A Isso Alessandro farà funzionare alla perfezione tutti questi ingranaggi bellici.

Dopo un lento dispiegamento che i persiani non intervennero a bloccare perché contavano sugli argini del fiume su cui avevano piantato anche pali acuminati, i macedoni colpiscono con violenza sul fianco dei persiani, mentre più lentamente e faticosamente la falange avanza al centro e sul lato sinistro del fronte il resto della cavalleria e delle forze macedoni si limita a contenere ogni tentativo di reazione persiana. Dove Alessandro ha lanciato il suo assalto le forze persiane vengono rapidamente annichilite. Diverso è quel che accade al centro del campo di battaglia. Dove la falange stenta a superare il centro del fiume e lo scontro si trasforma per entrambi gli schieramenti in un bagno di sangue. Ma è esattamente in quel momento che Alessandro afferra per la coda il demone della battaglia, dimostra il suo genio tattico. Non esita e lancia la sua cavalleria pesante direttamente contro il carro di Dario che troneggiava nel mezzo dello schieramento persiano. È una decisione che prende in un lampo. La cavalleria persiana comandata da Oxatre, il fratello del re, prova, disperatamente, a sbarrargli la via. Ma è una cavalleria diversa da quella macedone, fatta per attacchi veloci a colpi di giavellotto. In questa mischia compressa può solo farsi massacrare, mentre Dario si dà alla fuga, abbandonando il suo carro. Proprio l'immagine resa famosa dal mosaico della Casa del Fauno di Pompei. Tattica perfetta mista ad una volontà di rischio personale, Alessandro combatteva sempre in prima linea ed era stato sul punto di essere ucciso alla battaglia del Granico. Breccia analizza questa duplice veste di Alessandro, ovvero il condottiero accorto che convive con il fanatico del mito di Achille. E l'equilibrio si trova alla fine in quello che poteva anche essere un calcolo preciso. Per motivare i greci e i macedoni serviva un condottiero che facesse rivere il mito della guerra di Troia. Altrimenti l'impresa di attaccare l'Impero persiano non avrebbe potuto mai riuscire. E di quell'impresa la Vittoria di Isso divenne il punto di non ritorno. Dopo Isso non venne più dato a Dario alcuno spazio di trattativa.

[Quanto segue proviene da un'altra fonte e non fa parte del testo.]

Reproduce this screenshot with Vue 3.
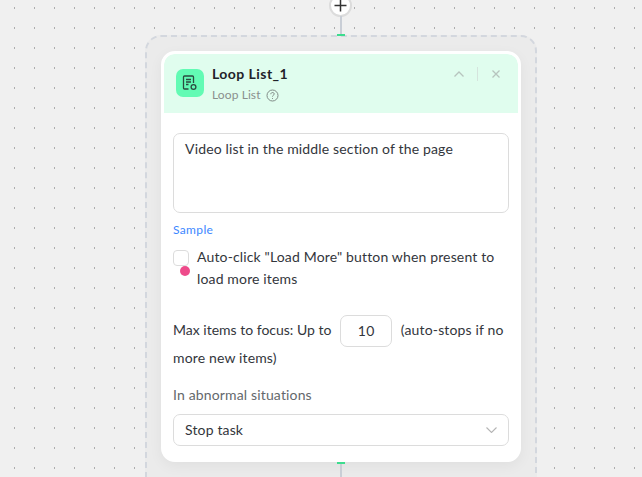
<script setup>
const title = 'Loop List_1'
</script>

<template>
  <div class="canvas">
    <div class="add">
      <svg width="13" height="13" viewBox="0 0 13 13"><path d="M6.5 0.5V12.5M0.5 6.5H12.5" stroke="#333" stroke-width="1.5" fill="none"/></svg>
    </div>
    <div class="wire wire-top"></div>
    <div class="port port-top"></div>
    <div class="group">
      <div class="card">
        <header class="head">
          <div class="icon">
            <svg width="16" height="16" viewBox="0 0 16 16" fill="none" stroke="#2b4a40" stroke-width="1.3">
              <path d="M6.5 14H2.5C2 14 1.5 13.5 1.5 13V2C1.5 1.5 2 1 2.5 1H10.5C11 1 11.5 1.5 11.5 2V8"/>
              <path d="M4 4.5H9M4 7H9M4 9.5H6.5"/>
              <circle cx="11.5" cy="12" r="2.4"/>
            </svg>
          </div>
          <div class="names">
            <div class="title">{{ title }}</div>
            <div class="sub">Loop List
              <svg width="13" height="13" viewBox="0 0 13 13" fill="none" stroke="#7f8a86" stroke-width="1">
                <circle cx="6.5" cy="6.5" r="5.5"/>
                <path d="M4.8 5.2C4.8 3 8.2 3 8.2 5C8.2 6.3 6.5 6.2 6.5 7.6"/>
                <path d="M6.5 9V9.9"/>
              </svg>
            </div>
          </div>
          <div class="tools">
            <svg width="10" height="6" viewBox="0 0 10 6" fill="none" stroke="#b7c4be" stroke-width="1.3"><path d="M0.5 5.5L5 1L9.5 5.5"/></svg>
            <span class="sep"></span>
            <svg class="close" width="8" height="8" viewBox="0 0 8 8" fill="none" stroke="#b7c4be" stroke-width="1.3"><path d="M0.5 0.5L7.5 7.5M7.5 0.5L0.5 7.5"/></svg>
          </div>
        </header>
        <div class="body">
          <div class="area">Video list in the middle section of the page</div>
          <a class="sample">Sample</a>
          <div class="check">
            <span class="box"></span>
            <span class="dot"></span>
            <span class="label">Auto-click "Load More" button when present to load more items</span>
          </div>
          <div class="max"><span class="lead">Max items to focus: Up to</span> <span class="num">10</span> (auto-stops if no more new items)</div>
          <div class="abn">In abnormal situations</div>
          <div class="select">
            <span>Stop task</span>
            <svg width="11" height="6" viewBox="0 0 11 6" fill="none" stroke="#b5b5b5" stroke-width="1.1"><path d="M0.5 0.5L5.5 5.5L10.5 0.5"/></svg>
          </div>
        </div>
      </div>
    </div>
    <div class="port port-bottom"></div>
    <div class="wire wire-bottom"></div>
  </div>
</template>

<style scoped>
.canvas {
  position: relative;
  width: 642px;
  height: 477px;
  overflow: hidden;
  background-color: #f0f0f0;
  background-image: radial-gradient(ellipse 0.8px 1.1px at 0.5px 1px, #adadad 100%, transparent 100%);
  background-size: 20px 20px;
  background-position: 14px 7px;
  font-family: Lato, "Noto Sans", sans-serif;
  color: #33363c;
  font-size: 14px;
  letter-spacing: 0.15px;
}
.add {
  position: absolute;
  left: 329px;
  top: -6px;
  width: 23px;
  height: 23px;
  box-sizing: border-box;
  border: 2px solid #dcdcdc;
  border-radius: 50%;
  background: #fff;
  display: flex;
  align-items: center;
  justify-content: center;
}
.wire {
  position: absolute;
  left: 340px;
  width: 2px;
  background: #c9ced6;
}
.wire-top { top: 16px; height: 19px; }
.wire-bottom { top: 464px; height: 13px; }
.port {
  position: absolute;
  left: 337px;
  width: 8px;
  height: 2px;
  background: #3ddc8e;
  z-index: 2;
}
.port-top { top: 34px; }
.port-bottom { top: 462px; }
.group {
  position: absolute;
  left: 145px;
  top: 35px;
  width: 392px;
  height: 470px;
  box-sizing: border-box;
  border: 2px dashed #d3d7de;
  border-radius: 16px;
  background: #ebebeb;
  padding: 14px 14px;
}
.card {
  width: 360px;
  height: 411px;
  box-sizing: border-box;
  border: 3px solid #fff;
  border-radius: 14px;
  background: #fff;
  box-shadow: 0 4px 14px rgba(0, 0, 0, 0.05);
  overflow: hidden;
}
.head {
  height: 59px;
  box-sizing: border-box;
  background: #e0fdee;
  border-radius: 10px 10px 0 0;
  display: flex;
  align-items: flex-start;
  padding: 15px 18px 0 12px;
}
.icon {
  width: 28px;
  height: 28px;
  border-radius: 7px;
  background: #62fbb4;
  display: flex;
  align-items: center;
  justify-content: center;
}
.names { margin-left: 8px; flex: 1; margin-top: -5px; }
.title {
  font-weight: 700;
  font-size: 14px;
  line-height: 20px;
  letter-spacing: 0.45px;
  color: #1f2329;
}
.sub {
  margin-top: 3px;
  display: flex;
  align-items: center;
  gap: 5px;
  font-size: 12px;
  line-height: 16px;
  letter-spacing: 0.1px;
  color: #8a8f8d;
}
.tools {
  display: flex;
  align-items: center;
  gap: 13px;
  margin-top: -2px;
}
.close { margin-left: 1px; }
.sep {
  width: 1px;
  height: 14px;
  background: #d5e4dd;
}
.body { padding: 20px 9px 0 9px; }
.area {
  height: 80px;
  box-sizing: border-box;
  border: 1px solid #dcdcdc;
  border-radius: 7px;
  padding: 5px 11px;
  line-height: 20px;
}
.sample {
  display: block;
  margin-top: 9px;
  font-size: 12px;
  line-height: 16px;
  letter-spacing: 0.35px;
  color: #3d87ff;
}
.check {
  position: relative;
  display: flex;
  gap: 8px;
  margin-top: 8px;
}
.box {
  flex: none;
  width: 16px;
  height: 16px;
  box-sizing: border-box;
  margin-top: 4px;
  border: 1px solid #dcdcdc;
  border-radius: 4px;
}
.dot {
  position: absolute;
  left: 7px;
  top: 20px;
  width: 10px;
  height: 10px;
  border-radius: 50%;
  background: #ee4b8b;
}
.label { line-height: 22px; }
.max {
  margin-top: 25px;
  line-height: 22px;
}
.lead { letter-spacing: 0; }
.num {
  display: inline-block;
  vertical-align: middle;
  width: 52px;
  height: 32px;
  margin: 0 5px;
  box-sizing: border-box;
  border: 1px solid #dcdcdc;
  border-radius: 7px;
  text-align: center;
  line-height: 30px;
}
.abn {
  margin-top: 16px;
  line-height: 20px;
  color: #64686c;
}
.select {
  margin-top: 9px;
  height: 32px;
  box-sizing: border-box;
  border: 1px solid #dcdcdc;
  border-radius: 7px;
  padding: 0 11px 1px;
  display: flex;
  align-items: center;
  justify-content: space-between;
}
</style>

Ma interessante è anche la tesi con cui Breccia spiega la scelta di Dario di abbandonare la posizione vantaggiosa di Sochi per correre incontro al suo avversario.

Il suo enorme esercito drenava troppe risorse e la logistica non consentiva probabilmente di farlo stanziare troppo in un posto. A quel punto spostarsi alle spalle di Alessandro diventava la sola opzione possibile. E così in un giorno solo Alessandro passò dallo spazio degli uomini allo spazio del mito. Pagandone poi anche il terribile prezzo.